Em seu comunicado oficial ao mercado, a Fiat Chrysler adiantou que “os benefícios da transação proposta com o Grupo Renault não estão baseados no fechamento de plantas, sendo alcançados por meio de investimentos mais eficientes de capital em plataformas globais de veículos, arquiteturas, powertrain e tecnologias comuns. A FCA tem um histórico de combinar com sucesso fabricantes de veículos de culturas distintas para criar times de liderança fortes e organizações dedicadas a um propósito único”.
Reflexos para o Brasil
Hoje em dia as marcas sob o controle da FCA, com destaque para a Fiat e a Jeep, contam com grande sucesso comercial, bem como a Renault também cativou um amplo número de clientes em uma linha fortemente baseada nos modelos de baixo custo projetados pela romena Dacia, estamos falando, no caso, do Sandero, Logan e Duster. Mais recentemente o Renault Kwid, outro projeto criado para custar pouco, também promoveu bons números de emplacamentos para a Renault por aqui. Mas, caso saia do papel, quais seriam os impactos de uma fusão entre FCA e Renault no Brasil?

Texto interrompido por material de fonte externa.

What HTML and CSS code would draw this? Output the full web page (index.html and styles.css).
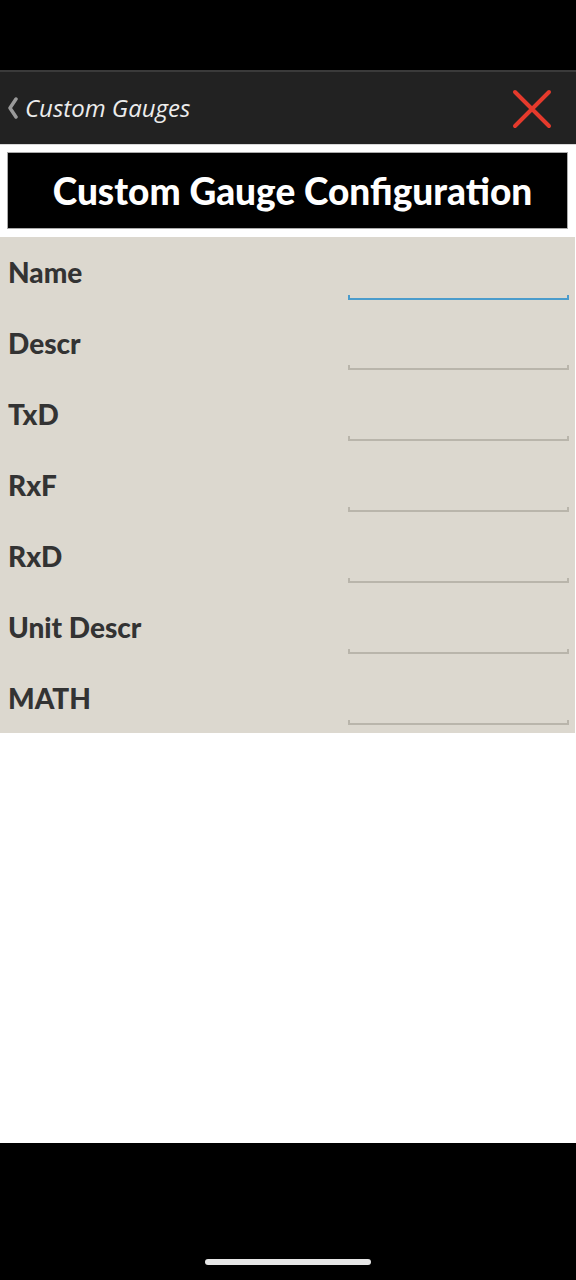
FILE: index.html
```html
<!DOCTYPE html>
<html lang="en">
<head>
  <meta charset="UTF-8">
  <meta name="viewport" content="width=device-width, initial-scale=1.0">
  <title>Custom Gauge Configuration</title>
  <link rel="stylesheet" href="styles.css">
</head>
<body>
  <div class="status-bar"></div>

  <!-- Nav bar -->
  <div class="nav">
    <div class="back">
      <svg class="chev" width="12" height="22" viewBox="0 0 12 22">
        <path d="M9 2 L3 11 L9 20" fill="none" stroke="#9a9a9a" stroke-width="3.5" stroke-linecap="round" stroke-linejoin="round"/>
      </svg>
      <span class="back-label">Custom Gauges</span>
    </div>
    <svg class="close" width="40" height="40" viewBox="0 0 40 40">
      <path d="M3 3 L37 37 M37 3 L3 37" stroke="#e53a2c" stroke-width="4" stroke-linecap="round"/>
    </svg>
  </div>

  <div class="title-wrap">
    <div class="title-box">Custom Gauge Configuration</div>
  </div>

  <!-- Fields -->
  <div class="form">
    <div class="row">
      <span class="label">Name</span>
      <div class="field active"></div>
    </div>
    <div class="row">
      <span class="label">Descr</span>
      <div class="field"></div>
    </div>
    <div class="row">
      <span class="label">TxD</span>
      <div class="field"></div>
    </div>
    <div class="row">
      <span class="label">RxF</span>
      <div class="field"></div>
    </div>
    <div class="row">
      <span class="label">RxD</span>
      <div class="field"></div>
    </div>
    <div class="row">
      <span class="label">Unit Descr</span>
      <div class="field"></div>
    </div>
    <div class="row">
      <span class="label">MATH</span>
      <div class="field"></div>
    </div>
  </div>

  <div class="blank"></div>

  <div class="bottom-bar">
    <div class="home-indicator"></div>
  </div>
</body>
</html>
```

FILE: styles.css
```css
body {
  margin: 0;
  width: 576px;
  height: 1280px;
  background-color: #fff;
  font-family: Lato, "Open Sans", sans-serif;
  display: flex;
  flex-direction: column;
}

.status-bar {
  height: 70px;
  background-color: #000;
}

.nav {
  height: 72px;
  background-color: #222;
  border-top: 2px solid #3a3a3a;
  display: flex;
  align-items: center;
  justify-content: space-between;
  padding: 0 24px 0 7px;
}

.back {
  display: flex;
  align-items: center;
  gap: 6px;
}

.back-label {
  color: #ececec;
  font-size: 24px;
  font-style: italic;
  font-family: "Open Sans", sans-serif;
  margin-top: -2px;
}

.close {
  margin-top: 1px;
}

.title-wrap {
  height: 93px;
  border-top: 1px solid #d8d8d8;
  box-sizing: border-box;
  padding: 7px 8px 8px 7px;
}

.title-box {
  height: 77px;
  background-color: #000;
  border: 1px solid #aaa;
  box-sizing: border-box;
  color: #fff;
  font-weight: 900;
  font-size: 37px;
  display: flex;
  align-items: center;
  justify-content: center;
  padding-left: 10px;
  letter-spacing: 0;
}

/* Form panel */
.form {
  background-color: #dcd8cf;
  width: 575px;
  height: 496px;
  box-sizing: border-box;
}

.row {
  height: 71px;
  display: flex;
  justify-content: space-between;
  padding: 0 6px 0 8px;
  box-sizing: border-box;
}

.label {
  color: #333;
  font-weight: 900;
  font-size: 28px;
  margin-top: 18px;
}

.field {
  width: 221px;
  height: 5px;
  margin-top: 57px;
  border: 2px solid #b9b5ab;
  border-top: none;
  box-sizing: border-box;
}

.row:first-child .field {
  margin-top: 58px;
}

.field.active {
  border-color: #4b9ccc;
}

.blank {
  height: 410px;
}

.bottom-bar {
  flex: 1;
  background-color: #000;
  display: flex;
  justify-content: center;
}

.home-indicator {
  width: 166px;
  height: 6px;
  border-radius: 3px;
  background-color: #e6e6e6;
  margin-top: 116px;
}
```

“Eu vejo como benéfica para os dois lados essa busca por maior competitividade. Na medida em que ocorra um engajamento da Aliança Renault-Nissan-Mitsubishi nessa associação, o novo grupo a ser constituído contaria com uma escala mais significativa do que aquela que poderia ser alcançada pelas marcas de forma independente. A questão de escala é importante para o setor automotivo, inclusive levando em conta a escala mundial das operações. Para o Brasil, se a FCA e a Renault se unirem elas seriam muito fortalecidas e poderiam até liderar o mercado automotivo nacional. Com mais fôlego financeiro e ganhos em escala, o Brasil, que conta com fábricas modernas das duas empresas, poderia até ser beneficiado com novos projetos, alguns até para exportação regional e internacional”, opina o professor Antonio Jorge Martins, da FGV.

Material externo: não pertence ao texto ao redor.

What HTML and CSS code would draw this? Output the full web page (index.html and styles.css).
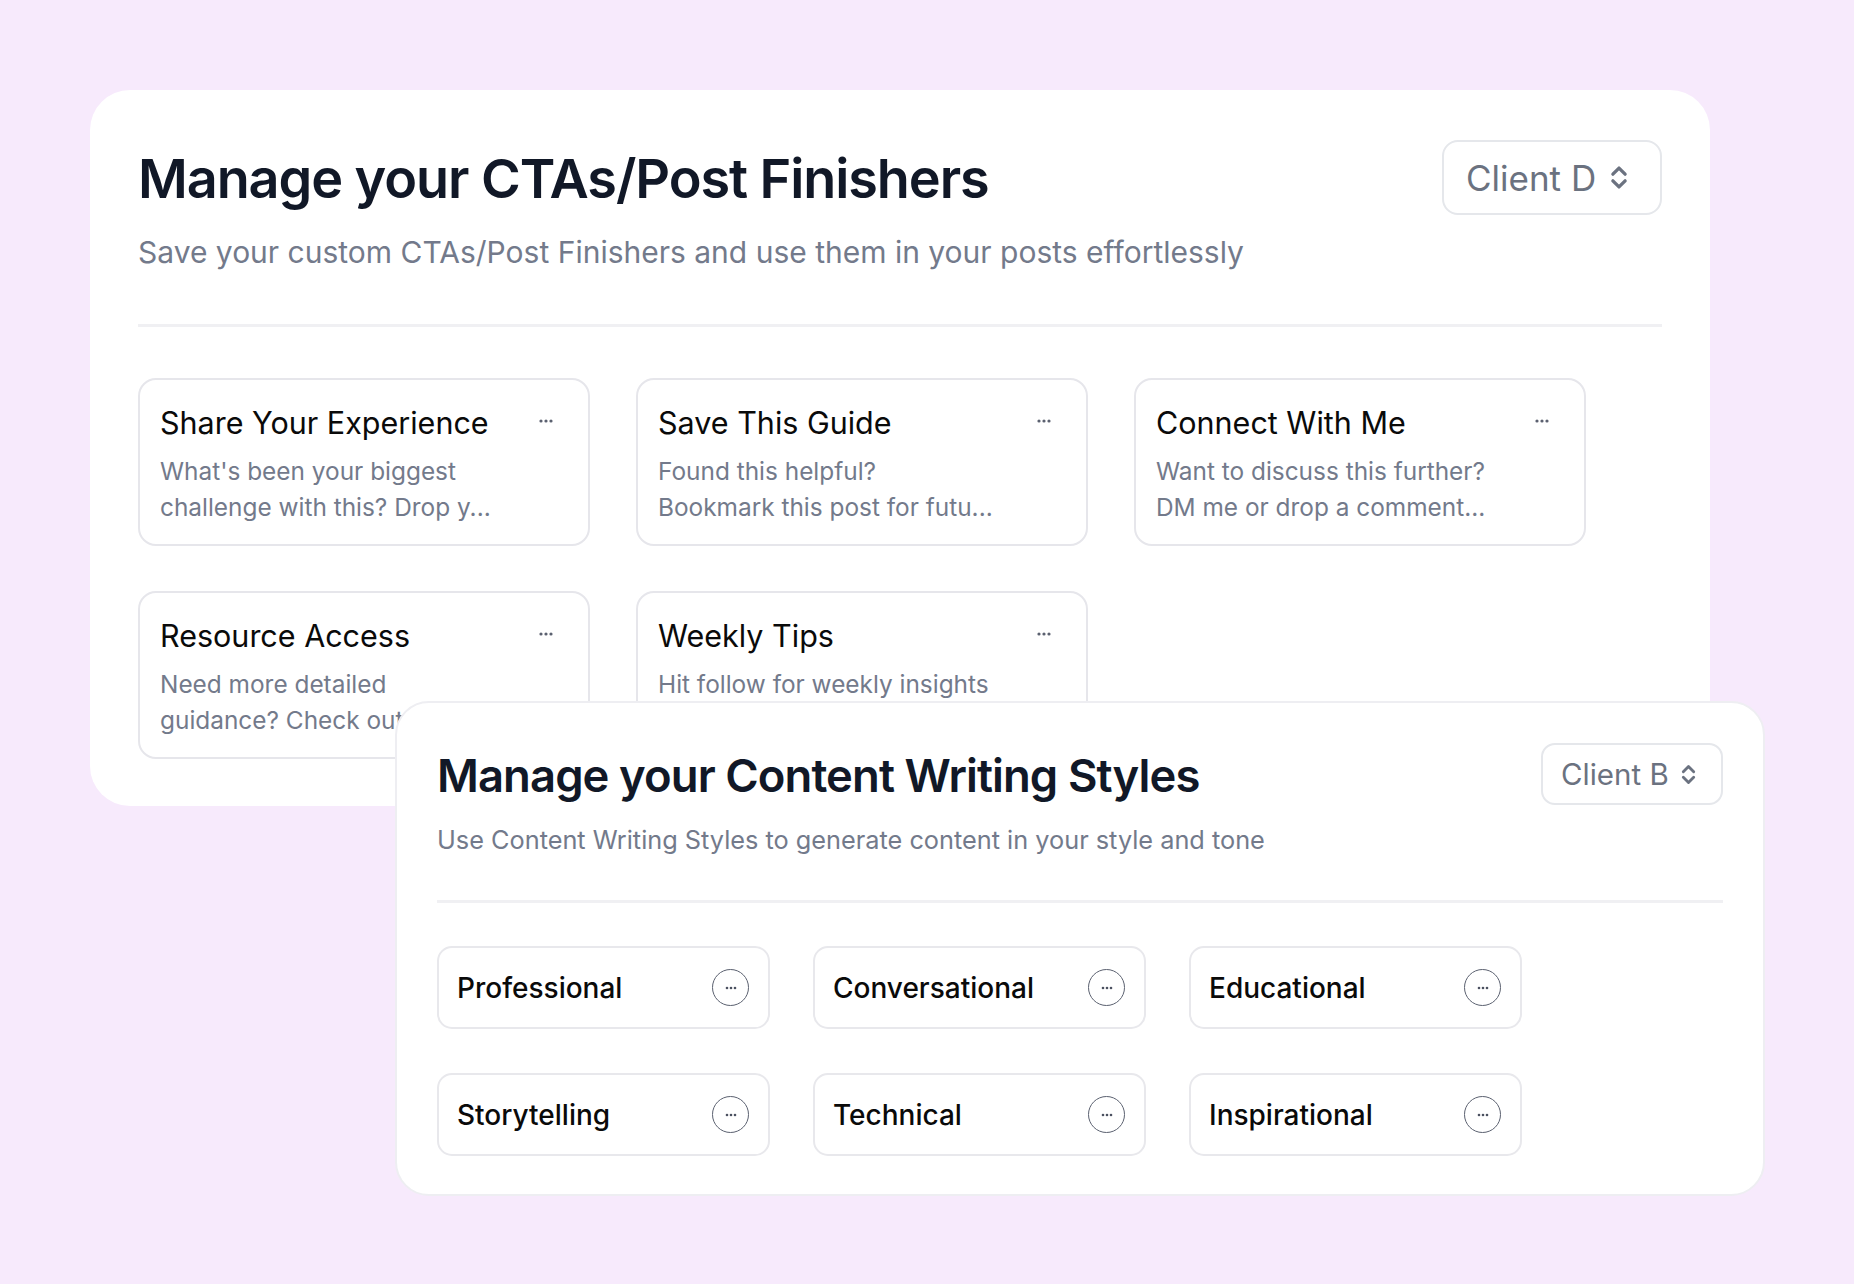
FILE: index.html
```html
<!DOCTYPE html>
<html lang="en">
<head>
<meta charset="utf-8">
<title>Manage CTAs and Writing Styles</title>
<link rel="stylesheet" href="styles.css">
</head>
<body>
<main class="stage">
  <section class="panel panel-cta">
    <header class="panel-head">
      <div class="head-text">
        <h1 class="panel-title">Manage your CTAs/Post Finishers</h1>
        <p class="panel-sub">Save your custom CTAs/Post Finishers and use them in your posts effortlessly</p>
      </div>
      <button class="client-select">
        <span>Client D</span>
        <svg class="chev" viewBox="0 0 18 26" width="20" height="29"><path d="M3.5 10 L9 4.5 L14.5 10 M3.5 16 L9 21.5 L14.5 16" fill="none" stroke="currentColor" stroke-width="3" stroke-linecap="round" stroke-linejoin="round"/></svg>
      </button>
    </header>
    <hr class="divider">
    <div class="cta-grid">
      <article class="cta-card">
        <div class="cta-text">
          <h2 class="cta-title">Share Your Experience</h2>
          <p class="cta-desc">What's been your biggest<br>challenge with this? Drop y...</p>
        </div>
        <svg class="dots" viewBox="0 0 14 4" width="14" height="4"><circle cx="2" cy="2" r="1.6"/><circle cx="7" cy="2" r="1.6"/><circle cx="12" cy="2" r="1.6"/></svg>
      </article>
      <article class="cta-card">
        <div class="cta-text">
          <h2 class="cta-title">Save This Guide</h2>
          <p class="cta-desc">Found this helpful?<br>Bookmark this post for futu...</p>
        </div>
        <svg class="dots" viewBox="0 0 14 4" width="14" height="4"><circle cx="2" cy="2" r="1.6"/><circle cx="7" cy="2" r="1.6"/><circle cx="12" cy="2" r="1.6"/></svg>
      </article>
      <article class="cta-card">
        <div class="cta-text">
          <h2 class="cta-title">Connect With Me</h2>
          <p class="cta-desc">Want to discuss this further?<br>DM me or drop a comment...</p>
        </div>
        <svg class="dots" viewBox="0 0 14 4" width="14" height="4"><circle cx="2" cy="2" r="1.6"/><circle cx="7" cy="2" r="1.6"/><circle cx="12" cy="2" r="1.6"/></svg>
      </article>
      <article class="cta-card">
        <div class="cta-text">
          <h2 class="cta-title">Resource Access</h2>
          <p class="cta-desc">Need more detailed<br>guidance? Check out our...</p>
        </div>
        <svg class="dots" viewBox="0 0 14 4" width="14" height="4"><circle cx="2" cy="2" r="1.6"/><circle cx="7" cy="2" r="1.6"/><circle cx="12" cy="2" r="1.6"/></svg>
      </article>
      <article class="cta-card">
        <div class="cta-text">
          <h2 class="cta-title">Weekly Tips</h2>
          <p class="cta-desc">Hit follow for weekly insights<br>and practical tips...</p>
        </div>
        <svg class="dots" viewBox="0 0 14 4" width="14" height="4"><circle cx="2" cy="2" r="1.6"/><circle cx="7" cy="2" r="1.6"/><circle cx="12" cy="2" r="1.6"/></svg>
      </article>
    </div>
  </section>

  <section class="panel panel-styles">
    <header class="panel-head">
      <div class="head-text">
        <h1 class="panel-title">Manage your Content Writing Styles</h1>
        <p class="panel-sub">Use Content Writing Styles to generate content in your style and tone</p>
      </div>
      <button class="client-select">
        <span>Client B</span>
        <svg class="chev" viewBox="0 0 18 26" width="17" height="25"><path d="M3.5 10 L9 4.5 L14.5 10 M3.5 16 L9 21.5 L14.5 16" fill="none" stroke="currentColor" stroke-width="3" stroke-linecap="round" stroke-linejoin="round"/></svg>
      </button>
    </header>
    <hr class="divider">
    <div class="style-grid">
      <div class="style-card"><span>Professional</span><span class="more"><svg viewBox="0 0 12 4" width="12" height="4"><circle cx="2" cy="2" r="1.3"/><circle cx="6" cy="2" r="1.3"/><circle cx="10" cy="2" r="1.3"/></svg></span></div>
      <div class="style-card"><span>Conversational</span><span class="more"><svg viewBox="0 0 12 4" width="12" height="4"><circle cx="2" cy="2" r="1.3"/><circle cx="6" cy="2" r="1.3"/><circle cx="10" cy="2" r="1.3"/></svg></span></div>
      <div class="style-card"><span>Educational</span><span class="more"><svg viewBox="0 0 12 4" width="12" height="4"><circle cx="2" cy="2" r="1.3"/><circle cx="6" cy="2" r="1.3"/><circle cx="10" cy="2" r="1.3"/></svg></span></div>
      <div class="style-card"><span>Storytelling</span><span class="more"><svg viewBox="0 0 12 4" width="12" height="4"><circle cx="2" cy="2" r="1.3"/><circle cx="6" cy="2" r="1.3"/><circle cx="10" cy="2" r="1.3"/></svg></span></div>
      <div class="style-card"><span>Technical</span><span class="more"><svg viewBox="0 0 12 4" width="12" height="4"><circle cx="2" cy="2" r="1.3"/><circle cx="6" cy="2" r="1.3"/><circle cx="10" cy="2" r="1.3"/></svg></span></div>
      <div class="style-card"><span>Inspirational</span><span class="more"><svg viewBox="0 0 12 4" width="12" height="4"><circle cx="2" cy="2" r="1.3"/><circle cx="6" cy="2" r="1.3"/><circle cx="10" cy="2" r="1.3"/></svg></span></div>
    </div>
  </section>
</main>
</body>
</html>
```

FILE: styles.css
```css
* { box-sizing: border-box; }
html, body { margin: 0; padding: 0; }
body {
  background: #f7eafc;
  font-family: "Inter", "Noto Sans", sans-serif;
  width: 1854px;
  height: 1284px;
  overflow: hidden;
}
.stage {
  padding: 90px 0 0 90px;
}
.panel {
  background: #ffffff;
}
.panel-cta {
  width: 1620px;
  height: 716px;
  border-radius: 40px;
  padding: 50px 48px 0 48px;
}
.panel-styles {
  position: relative;
  z-index: 1;
  width: 1370px;
  height: 495px;
  margin: -105px 0 0 305px;
  border-radius: 34px;
  border: 2px solid #eeeef2;
  padding: 40px 40px 0 40px;
}
.panel-head {
  display: flex;
  justify-content: space-between;
  align-items: flex-start;
}
.panel-title {
  margin: 0;
  color: #111827;
  font-weight: 600;
  letter-spacing: -0.02em;
}
.panel-sub {
  margin: 0;
  color: #737a8b;
  font-weight: 400;
}
.panel-cta .panel-title { font-size: 54px; line-height: 66px; margin-top: 6px; }
.panel-cta .panel-sub { font-size: 30px; line-height: 36px; margin-top: 22px; }
.panel-styles .panel-title { font-size: 45.4px; line-height: 54px; margin-top: 6px; }
.panel-styles .panel-sub { font-size: 25.3px; line-height: 30px; margin-top: 22px; }

.client-select {
  display: flex;
  align-items: center;
  background: #fff;
  border: 2px solid #e5e7eb;
  color: #6b7280;
  font-family: inherit;
  font-weight: 400;
}
.panel-cta .client-select {
  width: 220px;
  height: 75px;
  border-radius: 16px;
  padding: 0 0 0 22px;
  gap: 13px;
  font-size: 35px;
}
.panel-styles .client-select {
  width: 182px;
  height: 62px;
  border-radius: 14px;
  padding: 0 0 0 18px;
  gap: 11px;
  font-size: 29.5px;
}
.chev { display: block; }

.divider {
  border: 0;
  margin: 0;
  background: #f0f0f3;
}
.panel-cta .divider { height: 3px; margin-top: 54px; }
.panel-styles .divider { height: 3px; margin-top: 45px; }

.cta-grid {
  display: grid;
  grid-template-columns: repeat(3, 452px);
  column-gap: 46px;
  row-gap: 45px;
  margin-top: 51px;
}
.cta-card {
  height: 168px;
  border: 2px solid #e6e6eb;
  border-radius: 18px;
  padding: 25px 20px 0 20px;
  display: flex;
  justify-content: space-between;
  align-items: flex-start;
}
.cta-text { width: 340px; }
.cta-title {
  margin: 0;
  font-size: 30.5px;
  line-height: 36px;
  font-weight: 400;
  color: #0a0a0a;
  white-space: nowrap;
}
.cta-desc {
  margin: 12px 0 0 0;
  font-size: 24.4px;
  line-height: 36px;
  color: #737a8b;
  white-space: nowrap;
}
.dots {
  fill: #5b6170;
  margin-top: 14px;
  margin-right: 15px;
}

.style-grid {
  display: grid;
  grid-template-columns: repeat(3, 333px);
  column-gap: 43px;
  row-gap: 44px;
  margin-top: 43px;
}
.style-card {
  height: 83px;
  border: 2px solid #e8e8ec;
  border-radius: 15px;
  padding: 0 19px 0 18px;
  display: flex;
  align-items: center;
  justify-content: space-between;
  font-size: 28px;
  font-weight: 500;
  color: #0a0a0a;
}
.more {
  width: 37px;
  height: 37px;
  border: 1.5px solid #5b6170;
  border-radius: 50%;
  display: flex;
  align-items: center;
  justify-content: center;
}
.more svg { fill: #4b5160; display: block; }
```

Cardamone também segue o raciocínio do professor da FGV e vislumbra ganhos para Renault e FCA aqui no Brasil caso a proposta de fusão avance. “É uma fusão que faz muito sentido. Para a Renault, ter acesso a marcas como Jeep, Dodge e Ram é algo importante. Para a FCA, ter acesso ao desenvolvimento mais avançado de tecnologias de propulsão híbrida e elétrica que a Renault desenvolve é uma grande vantagem. Aqui no Brasil, se considerarmos uma junção entre entre FCA, Renault, Nissan e Mitsubishi, as empresas ganhariam consideravelmente em participação de mercado, mesmo tendo que promover mudanças no futuro em sua gama de produtos, marcas e rede de distribuição. Eu acho que elas teriam muito a ganhar”, conclui o executivo da Bright Consulting.

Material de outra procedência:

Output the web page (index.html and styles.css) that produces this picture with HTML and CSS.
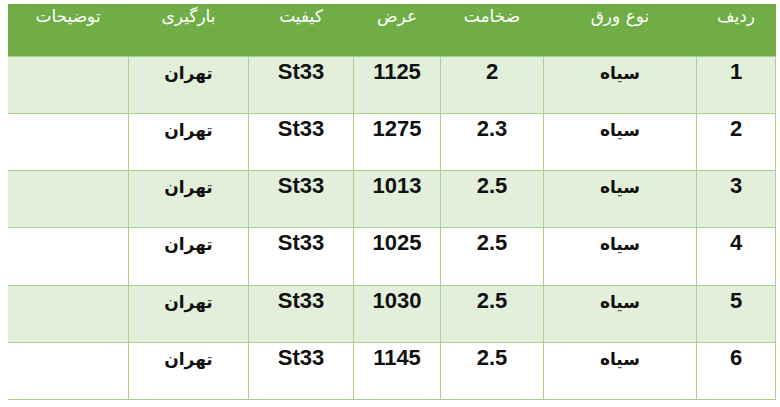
FILE: index.html
```html
<!DOCTYPE html>
<html lang="fa" dir="rtl">
<head>
<meta charset="utf-8">
<link rel="stylesheet" href="styles.css">
</head>
<body>
<table class="grid">
  <colgroup>
    <col class="c-row"><col class="c-type"><col class="c-thick"><col class="c-width"><col class="c-grade"><col class="c-load"><col class="c-note">
  </colgroup>
  <thead>
    <tr class="head">
      <th>ردیف</th><th>نوع ورق</th><th>ضخامت</th><th>عرض</th><th>کیفیت</th><th>بارگیری</th><th>توضیحات</th>
    </tr>
  </thead>
  <tbody>
    <tr class="alt"><td>1</td><td class="fa">سیاه</td><td>2</td><td>1125</td><td>St33</td><td class="fa">تهران</td><td></td></tr>
    <tr><td>2</td><td class="fa">سیاه</td><td>2.3</td><td>1275</td><td>St33</td><td class="fa">تهران</td><td></td></tr>
    <tr class="alt"><td>3</td><td class="fa">سیاه</td><td>2.5</td><td>1013</td><td>St33</td><td class="fa">تهران</td><td></td></tr>
    <tr><td>4</td><td class="fa">سیاه</td><td>2.5</td><td>1025</td><td>St33</td><td class="fa">تهران</td><td></td></tr>
    <tr class="alt"><td>5</td><td class="fa">سیاه</td><td>2.5</td><td>1030</td><td>St33</td><td class="fa">تهران</td><td></td></tr>
    <tr><td>6</td><td class="fa">سیاه</td><td>2.5</td><td>1145</td><td>St33</td><td class="fa">تهران</td><td></td></tr>
  </tbody>
</table>
</body>
</html>
```
FILE: styles.css
```css
html, body {
  background: #ffffff;
}
body {
  margin: 4px 4px 0 8px;
}
.grid {
  width: 768px;
  border-collapse: collapse;
  table-layout: fixed;
  font-family: "Liberation Sans", "DejaVu Sans", sans-serif;
}
.c-row { width: 79px; }
.c-type { width: 153px; }
.c-thick { width: 103px; }
.c-width { width: 87px; }
.c-grade { width: 105px; }
.c-load { width: 120px; }
.c-note { width: 121px; }

.head th {
  background: #70ad47;
  color: #ffffff;
  height: 52px;
  padding: 2px 0 0;
  vertical-align: top;
  font-family: "DejaVu Sans", sans-serif;
  font-weight: normal;
  font-size: 17px;
  letter-spacing: 3px;
  border: none;
  box-sizing: border-box;
}
td {
  height: 57.33px;
  box-sizing: border-box;
  border: 1px solid #a9d08e;
  padding: 2px 0 0;
  vertical-align: top;
  text-align: center;
  font-size: 22px;
  font-weight: bold;
  color: #111111;
}
td.fa {
  font-family: "DejaVu Sans", sans-serif;
  font-size: 17px;
  padding-top: 6px;
}
tr.alt td {
  background: #e2efda;
}
```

Ao combinar muitos interesses, ainda é cedo para afirmar se a fusão entre Renault e FCA – e até mesmo ampliando o escopo da proposta para as aliadas Nissan e Mitsubishi – sairá do papel. De qualquer forma, como explicaram os especialistas, parcerias estratégicas desse tipo serão cada vez mais comuns daqui para frente para que as fabricantes globais possam manter suas atividades de uma forma saudável financeiramente falando, desenvolvendo em paralelo tecnologias cada vez mais avançadas. Agora só nos resta acompanhar o desenlace das negociações.